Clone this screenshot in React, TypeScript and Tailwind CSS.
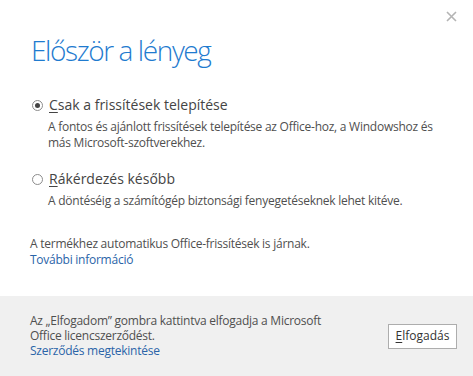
import React from "react";

function Radio({ checked }: { checked?: boolean }) {
  return (
    <div className="w-[11px] h-[11px] rounded-full border border-[#8c8c8c] bg-white flex items-center justify-center shrink-0">
      {checked && <div className="w-[5px] h-[5px] rounded-full bg-[#444]" />}
    </div>
  );
}

export default function App() {
  return (
    <div
      className="relative w-[473px] h-[376px] bg-white flex flex-col overflow-hidden"
      style={{ fontFamily: '"Open Sans", "Noto Sans", sans-serif' }}
    >
      <button className="absolute left-[446px] top-[11px] w-[11px] h-[11px]" aria-label="Bezárás">
        <svg viewBox="0 0 11 11" width="11" height="11">
          <path d="M1 1 L10 10 M10 1 L1 10" stroke="#b4b4b4" strokeWidth="1.6" />
        </svg>
      </button>

      <div className="flex-1 pl-[30px]">
        <h1 className="mt-[30px] ml-[1px] text-[28px] leading-[40px] font-light text-[#1f7bcf] tracking-[-1.4px]">
          Először a lényeg
        </h1>

        <div className="mt-[25px] flex flex-col">
          <div className="flex items-center gap-[6px] ml-[2px]">
            <Radio checked />
            <span className="text-[14px] leading-[20px] text-[#444]">
              <span className="underline underline-offset-2">C</span>sak a frissítések telepítése
            </span>
          </div>
          <p className="mt-[4px] ml-[18px] text-[12px] leading-[16px] text-[#4f4f4f] tracking-[-0.25px]">
            A fontos és ajánlott frissítések telepítése az Office-hoz, a Windowshoz és
            <br />
            más Microsoft-szoftverekhez.
          </p>

          <div className="mt-[18px] flex items-center gap-[6px] ml-[2px]">
            <Radio />
            <span className="text-[14px] leading-[20px] text-[#444]">
              <span className="underline underline-offset-2">R</span>ákérdezés később
            </span>
          </div>
          <p className="mt-[4px] ml-[18px] text-[12px] leading-[16px] text-[#4f4f4f] tracking-[-0.25px]">
            A döntéséig a számítógép biztonsági fenyegetéseknek lehet kitéve.
          </p>
        </div>

        <div className="mt-[27px] text-[12px] leading-[16px] tracking-[-0.25px]">
          <p className="text-[#4f4f4f]">A termékhez automatikus Office-frissítések is járnak.</p>
          <a className="text-[#2a64a8] cursor-pointer">További információ</a>
        </div>
      </div>

      <div className="h-[80px] bg-[#f0f0f0] flex items-center justify-between pl-[30px] pr-[16px]">
        <div className="text-[12px] leading-[15px] tracking-[-0.25px] -mt-[2px]">
          <p className="text-[#4f4f4f]">Az „Elfogadom” gombra kattintva elfogadja a Microsoft</p>
          <p className="text-[#4f4f4f]">Office licencszerződést.</p>
          <a className="text-[#2a64a8] cursor-pointer">Szerződés megtekintése</a>
        </div>
        <button className="w-[69px] h-[25px] bg-white border border-[#adadad] text-[12px] text-[#333] flex items-center justify-center">
          <span>
            <span className="underline underline-offset-2">E</span>lfogadás
          </span>
        </button>
      </div>
    </div>
  );
}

────

What you should do:
Scan the data above; copy every line where "React" appears.

Finished exercise:
Clone this screenshot in React, TypeScript and Tailwind CSS.
import React from "react";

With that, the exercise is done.